The dinner with friends at Frites on Wellington street was fantastic. So good to see them all. Noisy as usual in Hong Kong. They wanted me to stay an extra day to have another home-based Christmas dinner, but unfortunately, I had an engagement in Thailand that I couldn’t postpone. I actually had a few drinks. I am such a lightweight now when it comes to alcohol. About one is my limit 😊

So, the next day another day of travel and into my favorite hotel in Pattaya. I can feel fatigue crashing in. This always happens when I go a long time with no break from work. When I finally get away from it, I come unwound. But was able to meet my friends for dinner that night and that was very nice.

As I was getting my bags from the carousel in Bangkok airport, two foreigners got into an ugly verbal exchange over pole position at the belt. One young, one old. How incredibly stupid of them. Very distressing for all around them, and if they had only realized, they looked incredibly juvenile and out of control. My faith in the human race is such that I’m rarely surprised by such behavior. I still replay it in my head wondering if I should have said something .. but I'm sure the the best way was just to stay out of it.
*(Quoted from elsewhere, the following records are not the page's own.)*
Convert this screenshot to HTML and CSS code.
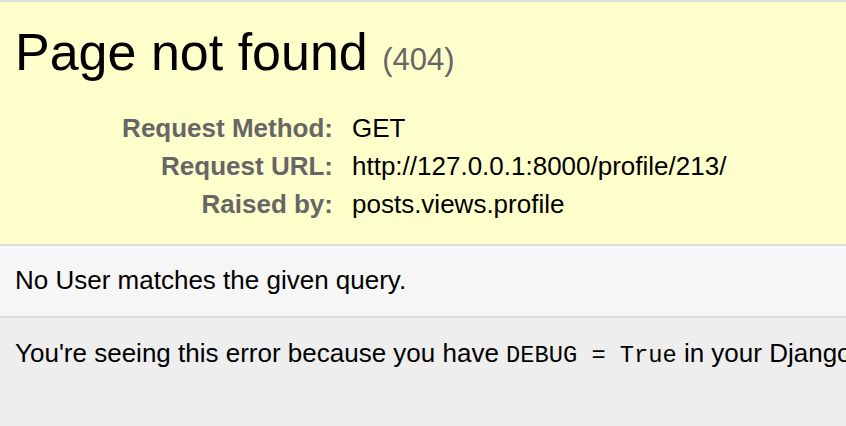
FILE: index.html
```
<!DOCTYPE html>
<html lang="en">
<head>
<meta charset="utf-8">
<title>Page not found at /profile/213/</title>
<link rel="stylesheet" href="styles.css">
</head>
<body>
<div class="topline"></div>
<div class="summary">
  <h1 class="title">Page not found <span class="code-num">(404)</span></h1>
  <table class="meta">
    <tr><th>Request Method:</th><td>GET</td></tr>
    <tr><th>Request URL:</th><td>http://127.0.0.1:8000/profile/213/</td></tr>
    <tr><th>Raised by:</th><td>posts.views.profile</td></tr>
  </table>
</div>
<div class="info">
  <p>No User matches the given query.</p>
</div>
<div class="explanation">
  <p>You're seeing this error because you have <code>DEBUG = True</code> in your Django settings file. Change that to <code>False</code>, and Django will display a standard 404 page.</p>
</div>
</body>
</html>
```
FILE: styles.css
```
html, body, div, h1, p, table, th, td { margin: 0; padding: 0; }
html { background: #eee; }
body {
  font-family: "Liberation Sans", Arial, sans-serif;
  font-size: 26px;
  color: #000;
  background: #eee;
  overflow: hidden;
  width: 846px;
  height: 426px;
}
.topline { height: 2px; background: #ddd; }
.summary {
  background: #ffc;
  padding: 20px 15px 21px;
  border-bottom: 2px solid #ddd;
  white-space: nowrap;
}
.title {
  font-size: 52px;
  font-weight: normal;
  line-height: 60px;
  margin-bottom: 19px;
}
.code-num { font-size: 31px; color: #666; }
.meta { border: none; border-collapse: collapse; }
.meta th, .meta td { vertical-align: top; padding: 4px 6px; line-height: 30px; }
.meta th {
  width: 312px;
  text-align: right;
  color: #666;
  font-weight: bold;
  padding-right: 13px;
}
.info {
  background: #f6f6f6;
  padding: 19px 15px 21px;
  border-bottom: 2px solid #ddd;
  white-space: nowrap;
  line-height: 30px;
}
.explanation {
  background: #eee;
  padding: 20px 15px;
  white-space: nowrap;
  line-height: 30px;
}
code { font-family: "Liberation Mono", "Courier New", monospace; font-size: 23.7px; }
```
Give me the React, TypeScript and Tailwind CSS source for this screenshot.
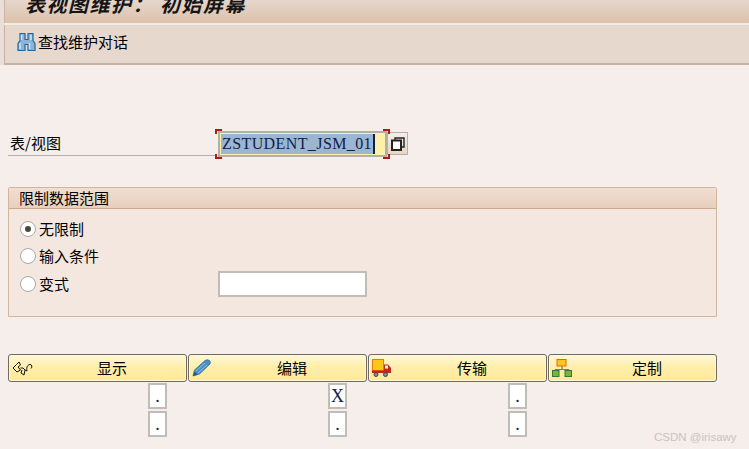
const cjk = { fontFamily: '"Noto Sans CJK SC", sans-serif' };
const serif = { fontFamily: '"Liberation Serif", serif' };

function Binoculars() {
  return (
    <svg width="19" height="20" viewBox="0 0 19 20" className="shrink-0">
      <path d="M3 1.5h5v6h3v-6h5v7l2 3v7h-7v-6H8v6H1v-7l2-3z" fill="#8db4d8" stroke="#1f6a9c" strokeWidth="1.2" />
      <path d="M4.5 3v5M14 3v5M3 11v6M12.5 11v6" stroke="#d4e5f3" strokeWidth="1.4" />
    </svg>
  );
}

function Glasses() {
  return (
    <svg width="21" height="16" viewBox="0 0 21 16" fill="none" stroke="#111" strokeWidth="1">
      <path d="M1 8 L4.5 4.5 L7 2 L8.5 5 L6 7 L8.5 10 L5 12 Z" />
      <path d="M8.5 8 L11 8 L13 10 L12 15 L9 13 L10 10" />
      <path d="M13 10 L15 11 C14 7 16 4.5 18 4.5 C20 4.5 20.5 7 19 8.5" />
    </svg>
  );
}

function Pencil() {
  return (
    <svg width="20" height="18" viewBox="0 0 20 18">
      <path d="M1 17 L2.5 11 L13 1.5 Q15 0 17.5 1.5 Q19 3.5 18 5 L7.5 15 Z" fill="#4d8dc2" stroke="#2f6ea3" strokeWidth="0.8" />
      <path d="M4 12 L13 4 M6 14 L15 6" stroke="#8fbde0" strokeWidth="1" />
      <path d="M1 17 L2.5 12.5 L5.5 15.5 Z" fill="#245a86" />
    </svg>
  );
}

function Truck() {
  return (
    <svg width="20" height="18" viewBox="0 0 20 18">
      <rect x="0.5" y="0.5" width="11" height="11" fill="#ffc61a" stroke="#e07a1c" />
      <path d="M0 11.5h12V5.5h4l3 3.5v5H0z" fill="#c0271d" />
      <rect x="13" y="6.5" width="3" height="3" fill="#fff" />
      <circle cx="4" cy="15.5" r="2" fill="#8b8b8b" stroke="#444" />
      <circle cx="13.5" cy="15.5" r="2" fill="#8b8b8b" stroke="#444" />
    </svg>
  );
}

function Hierarchy() {
  return (
    <svg width="20" height="18" viewBox="0 0 20 18">
      <path d="M10 7v3.5M3.5 12v-1.5h13V12" fill="none" stroke="#777" strokeWidth="1.2" />
      <rect x="5" y="0.5" width="9" height="6.5" fill="#ffc61a" stroke="#e0651c" />
      <rect x="0.5" y="11.5" width="6.5" height="6" fill="#79b23c" stroke="#2f7a3a" />
      <rect x="13" y="11.5" width="6.5" height="6" fill="#79b23c" stroke="#2f7a3a" />
    </svg>
  );
}

function Radio({ on, label }: { on?: boolean; label: string }) {
  return (
    <div className="flex items-center gap-[3px] h-[18px] text-[15px] text-black">
      <span className="w-[16px] h-[16px] rounded-full border border-[#a9a9a9] bg-white flex items-center justify-center">
        {on && <span className="w-[6px] h-[6px] rounded-full bg-[#444a36]" />}
      </span>
      <span>{label}</span>
    </div>
  );
}

function ActionButton({ icon, label, width, labelShift }: { icon: React.ReactNode; label: string; width: string; labelShift: string }) {
  return (
    <div className={`${width} h-[28px] rounded-[3px] border border-[#6f6a62] shadow-[inset_0_0_0_1px_#fff9e0] bg-gradient-to-b from-[#fff8d8] via-[#ffeea8] to-[#ffe89a] flex items-center pl-[3px] text-[15px] text-black`}>
      <span className="w-[22px] flex items-center justify-start">{icon}</span>
      <span className={labelShift}>{label}</span>
    </div>
  );
}

function Cell({ text }: { text: string }) {
  return (
    <div className="w-[19px] h-[26px] bg-white border-2 border-[#c0bcb8] flex items-center justify-center text-[18px] text-[#10204a]" style={serif}>
      {text}
    </div>
  );
}

function CellColumn({ offset, top }: { offset: string; top: string }) {
  return (
    <div className={`${offset} flex flex-col gap-[2px]`}>
      <Cell text={top} />
      <Cell text="." />
    </div>
  );
}

function Corner({ cls }: { cls: string }) {
  return <span className={`absolute w-[7px] h-[5px] border-[#b01818] ${cls}`} />;
}

export default function App() {
  return (
    <div className="relative w-[749px] h-[449px] overflow-hidden bg-[#f5eeea]" style={cjk}>
      <div className="pl-[4px] bg-[#e9dfd8]">
        <div className="h-[23px] overflow-hidden bg-gradient-to-b from-[#e6d6cc] to-[#dcc1aa] pl-[20px] border-l border-[#c9b5a6]">
          <div className="-mt-[9px] text-[20px] leading-[26px] font-bold italic text-[#151515] tracking-[1.5px] whitespace-nowrap" style={{ fontFamily: '"Noto Sans CJK SC", serif' }}>
            表视图维护： 初始屏幕
          </div>
        </div>
        <div className="h-[2px] bg-[#f3ebe5]" />
        <div className="h-[40px] bg-[#e7d8cd] border-b-2 border-l border-[#c6b0a2] flex items-center pl-[12px] pb-[4px] gap-[2px] text-[15px] text-black">
          <Binoculars />
          <span>查找维护对话</span>
        </div>
      </div>

      <div className="pl-[8px] pr-[32px] pt-[64px]">
        <div className="flex items-end h-[27px]">
          <div className="w-[207px] h-[25px] border-b border-[#b3aeaa] pl-[2px] text-[15px] leading-[24px] text-black">表/视图</div>
          <div className="relative ml-[3px] w-[169px] h-[26px] border-2 border-[#b0b0a8] bg-[#fff0a8] pl-[1px] pt-[1px] -mb-px">
            <Corner cls="-left-[5px] -top-[4px] border-l-2 border-t-2" />
            <Corner cls="-right-[5px] -top-[4px] border-r-2 border-t-2" />
            <Corner cls="-left-[5px] -bottom-[4px] border-l-2 border-b-2" />
            <Corner cls="-right-[5px] -bottom-[4px] border-r-2 border-b-2" />
            <div className="flex items-center h-[20px]">
              <span className="bg-[#9cb6d2] text-[#10204a] text-[16px] leading-[20px] tracking-[0.4px] pl-[1px] pr-[1px] whitespace-nowrap" style={serif}>ZSTUDENT_JSM_01</span>
              <span className="w-[2px] h-[20px] bg-[#10204a]" />
            </div>
          </div>
          <div className="mb-[1px] w-[21px] h-[23px] border border-[#b8b0a8] bg-gradient-to-b from-[#f5eee8] to-[#e6d6c4] flex items-center justify-center">
            <svg width="14" height="14" viewBox="0 0 14 14" fill="none" stroke="#222" strokeWidth="1.4">
              <path d="M4 3V1h9v9h-2" />
              <rect x="1" y="3.5" width="9" height="9.5" fill="#fff" strokeWidth="2" />
            </svg>
          </div>
        </div>

        <div className="mt-[31px] w-[709px] h-[130px] border border-[#d3b49c] rounded-t-[2px] bg-[#f4e7df]">
          <div className="h-[21px] border-b border-[#cda98e] bg-gradient-to-b from-[#f0dfd4] to-[#e8cfbd] pl-[10px] text-[15px] leading-[20px] text-black">限制数据范围</div>
          <div className="pl-[11px] pt-[11px] relative">
            <Radio on label="无限制" />
            <div className="mt-[9px]"><Radio label="输入条件" /></div>
            <div className="mt-[6px] flex items-center">
              <div className="w-[198px]"><Radio label="变式" /></div>
              <div className="w-[149px] h-[26px] bg-white border-2 border-[#c0bcb8]" />
            </div>
          </div>
        </div>

        <div className="mt-[37px] flex gap-[1px] w-[709px]">
          <ActionButton icon={<Glasses />} label="显示" width="w-[179px]" labelShift="ml-[63px]" />
          <ActionButton icon={<Pencil />} label="编辑" width="w-[179px]" labelShift="ml-[63px]" />
          <ActionButton icon={<Truck />} label="传输" width="w-[179px]" labelShift="ml-[63px]" />
          <ActionButton icon={<Hierarchy />} label="定制" width="w-[169px]" labelShift="ml-[58px]" />
        </div>

        <div className="mt-[1px] flex">
          <CellColumn offset="ml-[140px]" top="." />
          <CellColumn offset="ml-[161px]" top="X" />
          <CellColumn offset="ml-[161px]" top="." />
        </div>
      </div>

      <div className="absolute left-[654px] top-[430px] text-[11.5px] leading-[14px] text-[#c8c4c1]" style={{ fontFamily: '"Liberation Sans", sans-serif' }}>CSDN @irisawy</div>
    </div>
  );
}
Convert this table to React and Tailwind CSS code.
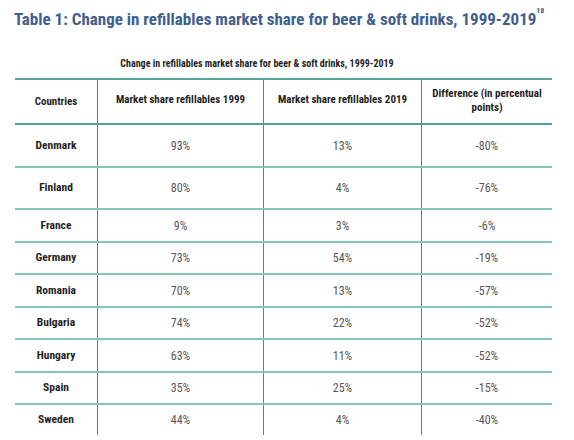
import React from "react";

const rows = [
  ["Denmark", "93%", "13%", "-80%", "h-[43px]"],
  ["Finland", "80%", "4%", "-76%", "h-[42px]"],
  ["France", "9%", "3%", "-6%", "h-[33px]"],
  ["Germany", "73%", "54%", "-19%", "h-[32px]"],
  ["Romania", "70%", "13%", "-57%", "h-[33px]"],
  ["Bulgaria", "74%", "22%", "-52%", "h-[32px]"],
  ["Hungary", "63%", "11%", "-52%", "h-[33px]"],
  ["Spain", "35%", "25%", "-15%", "h-[32px]"],
  ["Sweden", "44%", "4%", "-40%", "h-[30px]"],
];

const App = () => {
  return (
    <div
      className="w-[574px] h-[440px] bg-white overflow-hidden font-stretch-condensed"
      style={{ fontFamily: "Roboto, 'Liberation Sans', sans-serif" }}
    >
      <h1 className="pl-[14px] pt-[7px] h-[31px] text-[17px] leading-[24px] font-bold text-[#41608e] whitespace-nowrap">
        Table 1: Change in refillables market share for beer &amp; soft drinks, 1999-2019
        <sup className="text-[8px] font-bold align-top relative top-[4px]">18</sup>
      </h1>

      <p className="mt-[26px] w-[514px] text-center text-[10px] font-bold text-[#1f1f1f] leading-[14px]">
        Change in refillables market share for beer &amp; soft drinks, 1999-2019
      </p>

      <div className="ml-[15px] mt-[7px] w-[537px] border-t-2 border-[#5aa89e]">
        <div className="flex h-[45px] border-b-2 border-[#52a198] text-[11px] font-bold text-[#1f1f1f] leading-[14px]">
          <div className="w-[82px] flex items-center justify-center">Countries</div>
          <div className="w-[166px] border-l border-[#3a9288] flex items-center justify-center pb-[4px]">
            Market share refillables 1999
          </div>
          <div className="w-[158px] border-l border-[#3a9288] flex items-center justify-center pb-[4px]">
            Market share refillables 2019
          </div>
          <div className="flex-1 border-l border-[#3a9288] flex items-center justify-center text-center pb-[2px]">
            Difference (in percentual
            <br />
            points)
          </div>
        </div>

        {rows.map((r, i) => (
          <div
            key={r[0]}
            className={`flex ${r[4]} ${i < rows.length - 1 ? "border-b-2 border-[#86c5bb]" : ""}`}
          >
            <div className="w-[82px] flex items-center justify-center text-[11.5px] font-bold text-[#1f1f1f]">
              {r[0]}
            </div>
            <div className="w-[166px] border-l border-[#3a9288] flex items-center justify-center text-[12px] text-[#575757]">
              {r[1]}
            </div>
            <div className="w-[158px] border-l border-[#3a9288] flex items-center justify-center text-[12px] text-[#575757]">
              {r[2]}
            </div>
            <div className="flex-1 border-l border-[#3a9288] flex items-center justify-center text-[12px] text-[#575757]">
              {r[3]}
            </div>
          </div>
        ))}
      </div>
    </div>
  );
};

export default App;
Why do people have to be so stupid?

Dawn trip to get coffee from McDonald's - Beautiful Day!

It has now been 3 days and I’ve settled in, going to the gym every day. I really do like Pattaya. I don’t do the nightlife anymore, but I like that it is there in case I ever change my mind 😊. But I find my life here very peaceful. There is a ton of places to eat, it is easy to get around (even during high season), and a great place for people watching. I have finished 2 articles already for TCK Town (the other web site I write for once a month) and I hope to catch up on my writing for this blog.

I’m not a materialistic person (and certainly not religious) but I find Christmas is my favorite time of year to reconnect with people I care about. That is my sweet spot.

The weather here has been delightfully cool … in the 60s and 70s … Highly unusual for Thailand.

Had an accident a couple of days ago. Was standing at the side of the road and I got hit a glancing blow by a truck that took a corner too fast. The mirror caught me in the back and I got thrown to the ground. But no serious damage, just a long scratch on my back. And I didn’t even flip out. Yay to meditation! But I must admit, I did flip the fast vanishing driver a vigorous finger.

Found a great sauna place here in Jomtien. Full of older Russians with lots of tattoos for some reason. Tried ice pools for the first time. I’ve turned into a real fan of the hot / cold cycle. Get really hot in the sauna, then a bracing dip into freezing cold water. To paraphrase the book I will review later, it seems to exercise one’s cardiovascular system. It leaves me feeling incredibly braced, and, although the evidence is not all in yet, I think it is helping lower my body fat percentage ever so slightly by increasing my BAT (Brown Adipose Tissue).

Breakfast at the hotel :-)

It has been five days since I left the Philippines and now, my anxiety attacks have fallen off sharply, and my sleep is getting better. Huge sigh of relief.

Now a week since I left the Philippines. I may have gone off the rails a bit here, but I’ve enjoyed it. I am constantly re-discovering myself. I haven’t been able to concentrate on my writing at all like I wanted to, but I guess giving myself a week to unwind isn’t all that excessive. When I’m not buried in work, I find I am a bit lonely (that is not self-pity, just an observation). But I would still rather be alone than with someone … unsuitable. I still find contentment in solitude and enjoying the small things in life. A cup of coffee at dawn, people watching, reading a good book, conversations with friends.

All in all, I think it is great to be alive, have good friends, and be able to travel as I do. And I’m very grateful for it this morning as I finish my post for the week. Now … off to the gym 😊

Fitness 7 Is an EXCELLENT gym here - Located at the The Avenue complex on 2nd Road

And a final note … I have to learn to not feel guilty for being happy and unstressed. Hard lesson for me to learn -- but I'm working on it.

A happy holiday season to everyone. May you enjoy good times, good friends, and the warmth of the season.